On the 13th of each month, I write about a movie whose title contains the number 13.
Released 28 years ago today, Friday the 13th: The Final Chapter was, of course, not the final chapter in the interminable horror franchise; the next movie came out less than a year later. It doesn't even make much of an effort to wrap up whatever meager ongoing storyline has been weaving through the previous three movies, essentially just recycling the same plot for the fourth time. Once again Jason is on the loose, despite having been killed at the end of the previous movie. And once again a bunch of dopey, horny young people are hanging out at Crystal Lake just waiting to get murdered. You'd think that the extraordinarily high body count would be bad for Crystal Lake's tourism industry, but apparently that's not the case.

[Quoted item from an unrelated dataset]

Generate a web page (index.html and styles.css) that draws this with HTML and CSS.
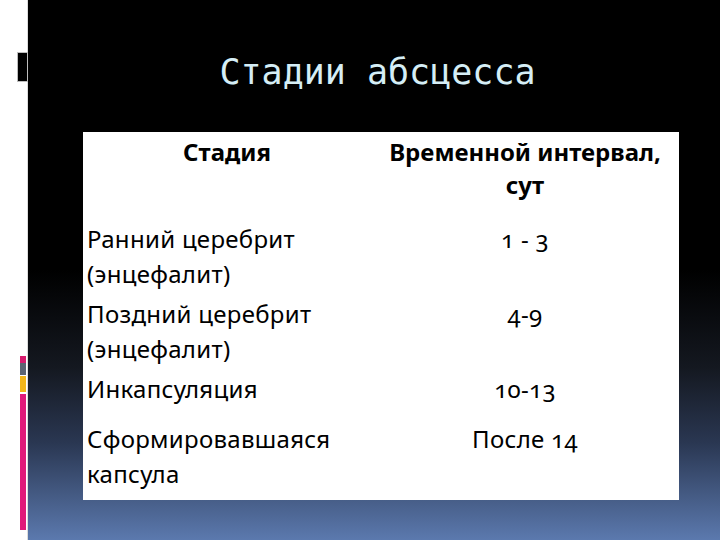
FILE: index.html
```html
<!DOCTYPE html>
<html lang="ru">
<head>
<meta charset="utf-8">
<title>Стадии абсцесса</title>
<link rel="stylesheet" href="styles.css">
</head>
<body>
<div class="slide">
  <aside class="rail">
    <div class="rail-block"></div>
    <div class="rail-bar">
      <span class="seg seg-pink-s"></span>
      <span class="seg seg-gray"></span>
      <span class="seg seg-yellow"></span>
      <span class="seg seg-pink-l"></span>
    </div>
  </aside>
  <main class="stage">
    <h1 class="title">Стадии абсцесса</h1>
    <div class="table">
      <div class="cell head">Стадия</div>
      <div class="cell head">Временной интервал, сут</div>

      <div class="cell name">Ранний церебрит (энцефалит)</div>
      <div class="cell val">1 - 3</div>

      <div class="cell name">Поздний церебрит (энцефалит)</div>
      <div class="cell val">4-9</div>

      <div class="cell name">Инкапсуляция</div>
      <div class="cell val">10-13</div>

      <div class="cell name">Сформировавшаяся капсула</div>
      <div class="cell val">После 14</div>
    </div>
  </main>
</div>
</body>
</html>
```
FILE: styles.css
```css
html, body {
  margin: 0;
  padding: 0;
}
body {
  width: 720px;
  height: 540px;
  overflow: hidden;
  background: #ffffff;
}
.slide {
  display: flex;
  width: 720px;
  height: 540px;
}
.rail {
  width: 28px;
  flex: 0 0 28px;
  background: #ffffff;
  border-right: 1px solid #dcdcdc;
  display: flex;
  flex-direction: column;
  padding-top: 52px;
  box-sizing: border-box;
}
.rail-block {
  width: 9px;
  height: 28px;
  margin-left: 17px;
  background: #000000;
  border: 1px solid #bdbdbd;
}
.rail-bar {
  margin-top: 274px;
  margin-left: 20px;
  width: 6px;
  display: flex;
  flex-direction: column;
}
.seg { display: block; }
.seg-pink-s { height: 7px; background: #d81b6e; }
.seg-gray { height: 12px; background: #5c6472; }
.seg-yellow { height: 16px; margin-top: 1px; background: #f2b61a; }
.seg-pink-l { height: 136px; margin-top: 2px; background: #e0197a; }

.stage {
  flex: 1;
  background: linear-gradient(to bottom, #000000 0%, #000000 50%, #141820 68%, #2a3752 82%, #5b79ae 100%);
  display: flex;
  flex-direction: column;
}
.title {
  margin: 0;
  padding: 52px 0 0 7px;
  height: 40px;
  font-family: "DejaVu Sans Mono", monospace;
  font-weight: normal;
  font-size: 35px;
  line-height: 40px;
  color: #d5eef6;
  text-align: center;
}
.table {
  margin-top: 40px;
  margin-left: 55px;
  width: 596px;
  background: #ffffff;
  display: grid;
  grid-template-columns: 288px 308px;
  grid-template-rows: 87px 75px 75px 50px 81px;
  font-family: "Noto Sans", sans-serif;
  font-size: 24px;
  line-height: 35px;
  letter-spacing: 0.3px;
  color: #000000;
  font-variant-numeric: oldstyle-nums;
}
.cell {
  padding: 2px 4px 0 4px;
  box-sizing: border-box;
}
.head {
  font-weight: bold;
  text-align: center;
  line-height: 33px;
  letter-spacing: 0;
  padding: 3px 12px 0 12px;
}
.name {
  text-align: left;
}
.val {
  text-align: center;
}
```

This time around there's also a vacationing family that finds itself in Jason's path, including a cute youngster played by Corey Feldman. The other notable cast member in this movie is Crispin Glover, who plays one of the teenagers and is disappointingly normal, aside from performing a sudden spastic dance as the group listens to records in their rented vacation home (of death!). The teenagers and the family have minimal interaction and sometimes seem like they're starring in separate movies, although of course both involve being stalked and mutilated by Jason.
Director Joseph Zito and screenwriter Barney Cohen don't even bother trying to explain why Jason is still alive; he just sits up on his slab at the morgue, murders a doctor and a nurse and heads back to Crystal Lake. Unlike the last two movies, this one at least doesn't start out with the wholesale recycling of footage from the preceding movie, but it does feature clips of the previous three installments as an unnamed camp counselor (whom we never see again) explains what Jason's been up to, like a sort of "Previously on Friday the 13th ..." segment.
The death scenes are pretty unremarkable, and the characters are as interchangeable as always. Even a well-trained Jason-hunter, the brother of one of the victims from one of the previous movies, turns out to just be more boring fodder for Jason's machete. The Final Chapter improves on the last movie mainly just by not being crafted for 3D, so there are no more awkward shots of objects pointing at the camera. The characters are slightly less annoying, but certainly not interesting until the very end, when Feldman's Tommy, a fairly generic kid whose one personality trait is his affinity for monster masks, kind of goes off the deep end and mimics a young Jason in order to defeat him. For the alleged final chapter, the movie doesn't kill Jason any more thoroughly than the previous installments did, and it ends on an unresolved note suggesting that Tommy may have inherited Jason's propensity for serial killing. Luckily no one paid attention to the promise of ending the series, so the lack of closure turns out to be irrelevant, much like most of the rest of the movie.